Chubb led all ‘Dawgs with 73 yards on 13 carries, though Sony Michel was the workhorse who scored Georgia’s lone rushing touchdown. D’Andre Swift chipped in 42 yards on 2 carries, 40 of them on a jaunt that set up Michel’s score. I have the very strong sense that Swift may be on the way to passing Brian Herrien and Elijah Holyfield on the depth chart.

Jim Chaney’s performance was a work reminiscent of early Bobo, stupefying in specific instances but ultimately getting to where it needed to go. When Georgia had the ball on its last two possessions Notre Dame’s defensive staff was certainly expecting the run. But they couldn’t guarantee it. Chaney dialed up enough involvement for Fromm in the passing game to keep the Irish honest, which was about the best one could reasonably expect at this juncture. There will come a night when Jake fromm has the governor off and puts the hammer down. Tonight was not the night, but it’s likely coming.

Perhaps the low key hero of the evening? Punter Cameron Nizialek. The graduatetransfer averaged 44.3 yards per kick on nine punts and stuck Notre Dame deep again and again, including on the final series when he pinned them at their 19. Nizialek. Notre Dame’s average starting field position was at the 28.6 yard line. If you can do that and play solid defense, you’ll be in most football games. Notre Dame was an average-defying 1-6 in one score games in 2016. They’re now 0-1 in 2017. That regression to the mean can’t come fast enough for Fighting Irish fans.

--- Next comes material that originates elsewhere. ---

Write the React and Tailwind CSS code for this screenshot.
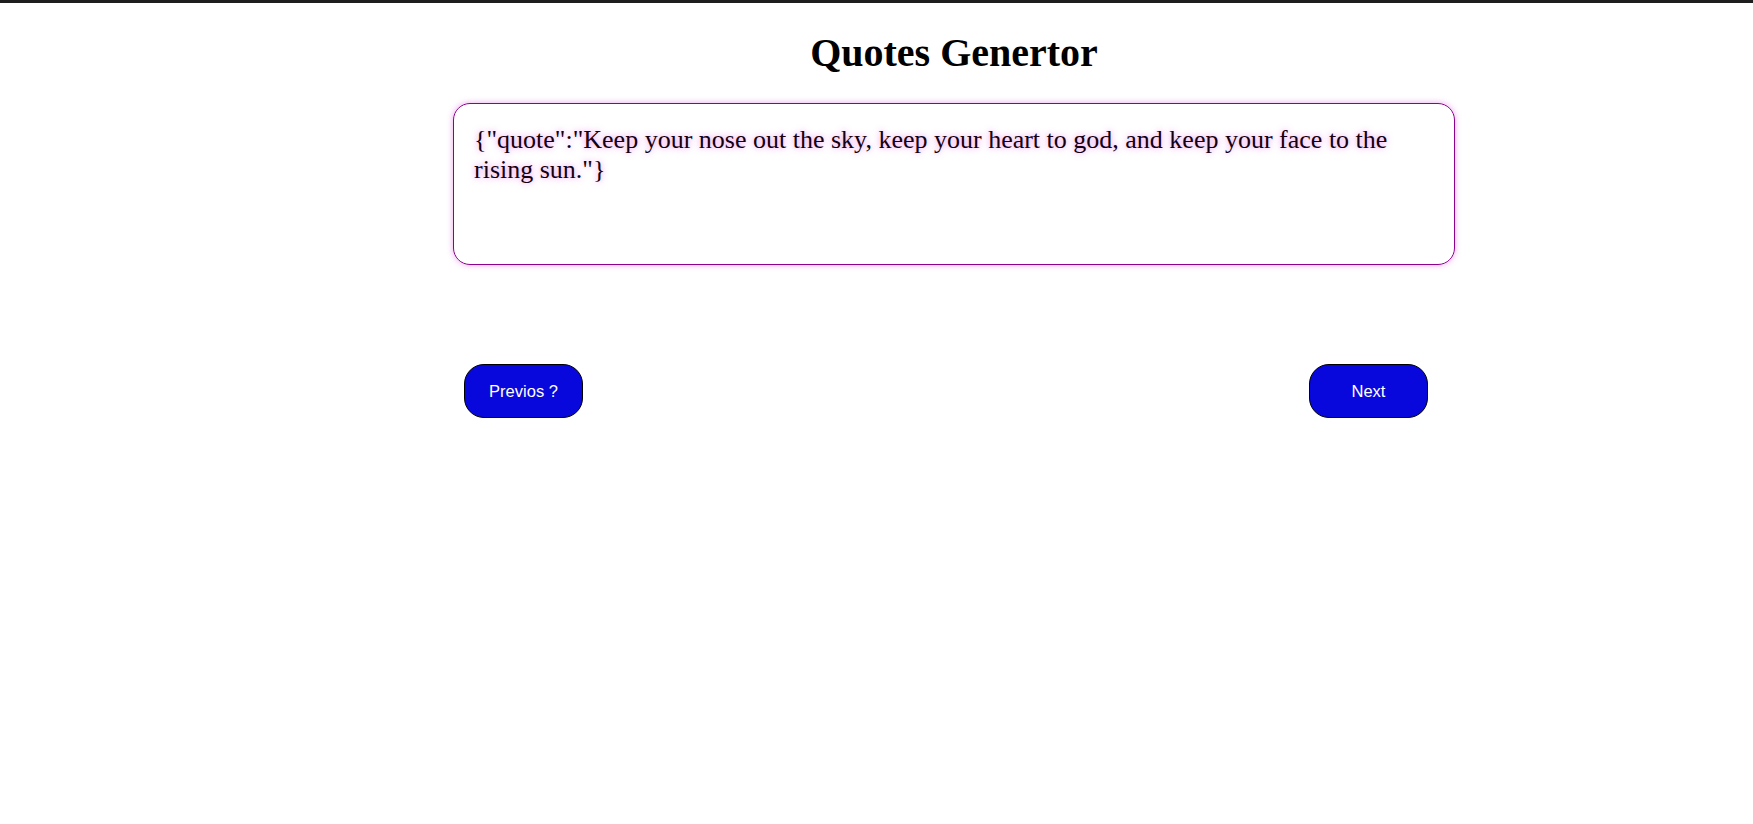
import React, { useState } from 'react';

const quotes = [
  'Keep your nose out the sky, keep your heart to god, and keep your face to the rising sun.',
  'The only way to do great work is to love what you do.',
  'Stay hungry, stay foolish.',
];

export default function App() {
  const [index, setIndex] = useState(0);

  const prev = () => setIndex((i) => (i - 1 + quotes.length) % quotes.length);
  const next = () => setIndex((i) => (i + 1) % quotes.length);

  return (
    <div className="min-h-screen bg-white border-t-[3px] border-[#1e1e1e] font-['Liberation_Serif',serif]">
      <div className="ml-[453px] w-[1002px] flex flex-col">
        <h1 className="text-center text-[40px] font-bold text-black mt-[27px] leading-[46px]">
          Quotes Genertor
        </h1>
        <div className="mt-[27px] h-[162px] rounded-[17px] border border-[#8e008e] shadow-[0_0_6px_rgba(200,0,200,0.35)] px-[20px] pt-[21px]">
          <p className="text-[26px] leading-[30px] text-[#140010] [text-shadow:0_0_6px_rgba(220,60,220,0.6)]">
            {JSON.stringify({ quote: quotes[index] })}
          </p>
        </div>
        <div className="mt-[99px] flex justify-between pl-[11px] pr-[27px]">
          <button
            onClick={prev}
            className="w-[119px] h-[54px] rounded-[20px] border border-black bg-[#0808dc] text-white text-[16.5px] font-['Liberation_Sans',Arial,sans-serif]"
          >
            Previos ?
          </button>
          <button
            onClick={next}
            className="w-[119px] h-[54px] rounded-[20px] border border-black bg-[#0808dc] text-white text-[16.5px] font-['Liberation_Sans',Arial,sans-serif]"
          >
            Next
          </button>
        </div>
      </div>
    </div>
  );
}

Georgia was in this one all the way in spite of itself. So too were the Bulldog fans, who arrived loud, lit up the stadium for Krypton Fanfare, and got to celebrate a continued perfect record against Notre Dame.

It was maddening from the get-go, nerve-wracking all the way through, and was never far from plunging into disaster. But Georgia refused to lose this one, and will now move on to clean up what they must and get ready for the SEC schedule. How ‘bout them ‘Dawgs?